Can Get There from Here

Getting up early is never fun, but having to run to catch a bus first thing in the morning is less than joyous. I made my bus to Portsmouth, New Hampshire with just a minute to spare.

Does anyone out there know just how difficult it is to run through a bus terminal in sandals? Do you? It's a challenge. I should get a bronze metal or something.

I wound up sleeping on the busride up to NH, which only took an hour. I kept waking myself up with my own snarking. When I fall asleep verticaly, or with my head tossed back, I snark and snore.

I met A in Portsmouth at about 11 am, and we went to find lunch. Portsmouth is also paved with red bricks, but it's sleepy. No one has ever heard of an early lunch. Actually, I don't think lunch exists anywhere before noon, except maybe at McDonald's.

So, A and I went to an ice cream store. As the sign in a bakery near my house declares: Life is uncertain. Eat dessert first.

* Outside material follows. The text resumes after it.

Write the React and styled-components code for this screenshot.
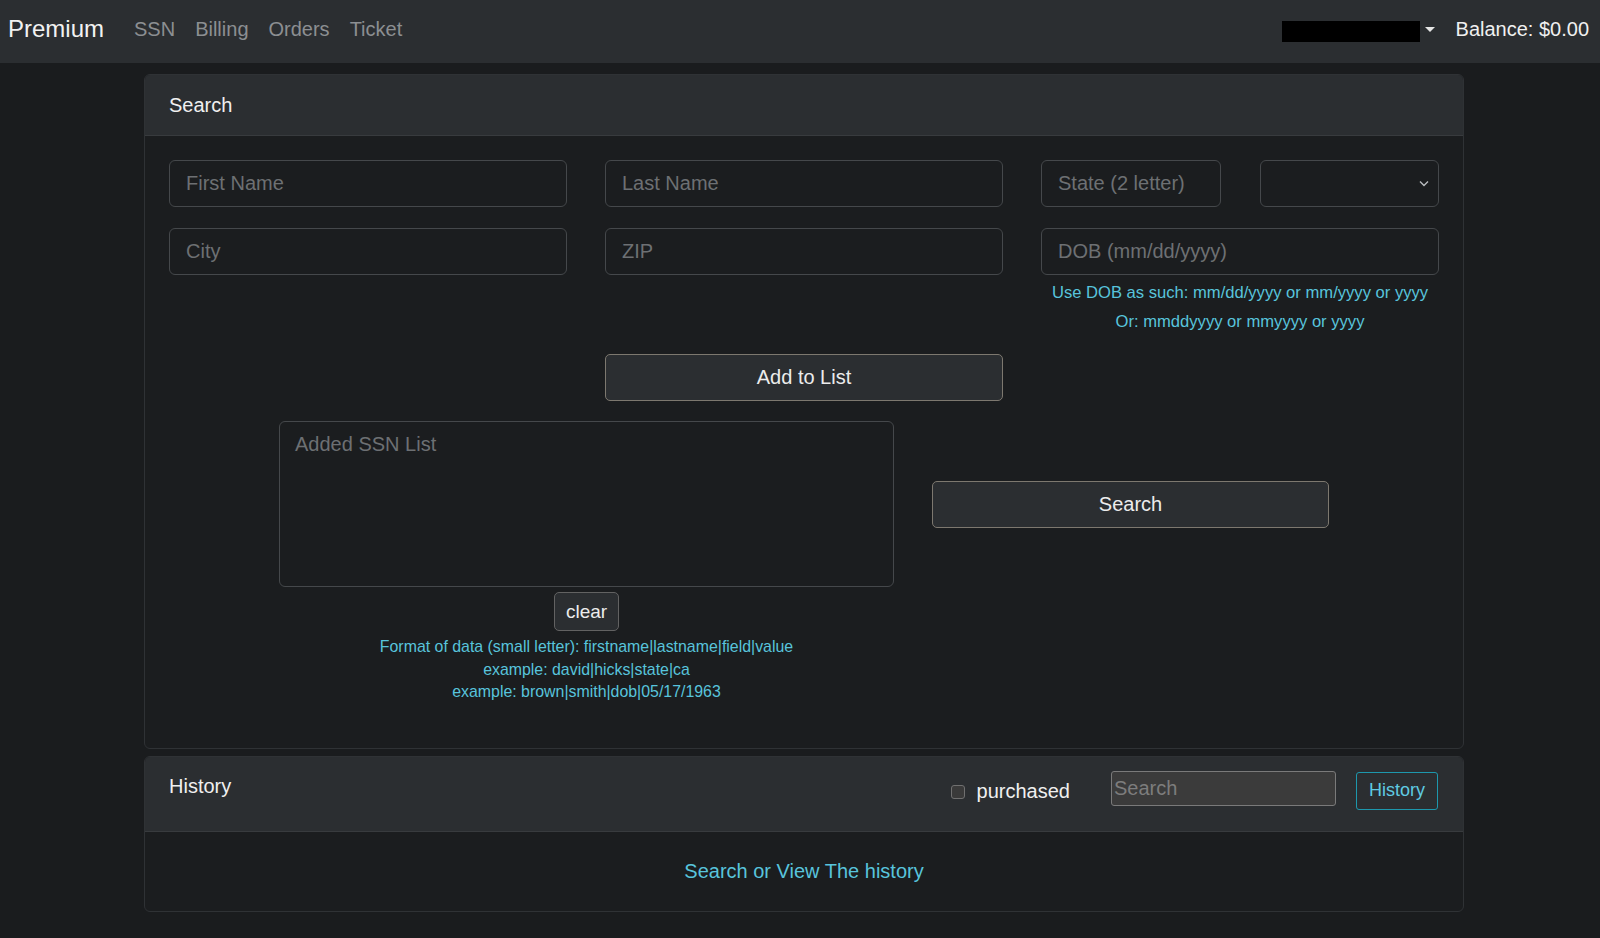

Then we had lunch at a Mexican restaurant overlooking the water. There was an area for al fresco dining, but the people down under the tarp were actually exposed to both direct sunlight and gas fumes from small boats.

Thank God for air conditioning.

A and I went to a jewelry store operated by two sisters. One makes the jewelry and the other does the paperwork and sales--she went to business school. I was immediately struck by the music, and the business sister showed us the CDs. Stuff by Combustible Edison, Blue Hawaiians, Dido, and Melissa Ferrick. A and I immediately ran to Blue Moose Music Store and bought copies of everything. They only had one of each album, so we split up the list and I bought some of the others from CDNow.com.

My sandals, which I got from the thrift shop where I volunteer, were doing me in. I wound up spending a fair amount of money on new ones, from Israel. They are called Naot. In Hebrew it's pronounced NAH-oat. Most Americans say NAY-oat. Some say NAY-ott. The main thing is, they are the most comfortable sandals I have ever had. And I supported the State of Israel.

A and I drove down to the Boston area later in the day. A had an audio cassette version of David Sedaris' new book, Me Talk Pretty One Day, on hand. We listened to some of it going down to Boston. I have never dealt with books on tape, but he narrated on his own, and he is very funny. I have now had him sign three books for me. He's very funny; his story about his sister Amy (the star of Strangers with Candy) being a champion mimic had us in stitches. Good thing I wasn't driving.

I met David Sedaris, again, the previous week. He did a reading at A Different Light bookstore in New York that had people out the door and all the way down to the corner of Seventh Avenue and 19th Street. There were so many folks we skipped the reading and went to see Chicken Run instead. When I went back to ADL to get a signed copy, he was still there, signing and smoking. I reminded him of my OJ Simpson story and my love of soaps. He said, "Have you noticed I pay hommage to One Life to Live in all of my books?" He was amused that Hilary B. Smith is playing Nora Hannon Gannon Buchanan. He signed my book and wrote, "It's always nice to see you." He now lives in Paris. I think there's a law that says there must always be a gay author in Paris. First it was James Baldwin, then Edmund White, and now Sedaris. White is now on our shores, in Chelsea, no less. I sat right next to him at a reading of The Isherwood Century. But I digress...

A and I had thai for dinner in Lexington, and we went to see Woody Allen's latest movie, Small Time Crooks. "Small Time" should have been hyphenated, but my being a grammar and punctuation queen does not stand in my way or a good time. We heard a lot of banging outside the exit door. At first we thought someone was trying to get in. A quickly figured out that it was fireworks.

Now I am not a big old patriot, but there is something neat about being in a New England town on the Fourth of July with fireworks going off and American flags everywhere. It's quaint, until you realize some people take it dead-serious and make it a "way of life." Yikes.

When I got to my hotel room, I found a lively young fellow writhing in my bed. It was Butchie, the hotel cat. Apparently he has full run of the joint. Sometimes he rides the elevator. Sometimes he even goes to the bar. That cat had a livelier time of the gay scene at the Chandler/Fritz complex than I did.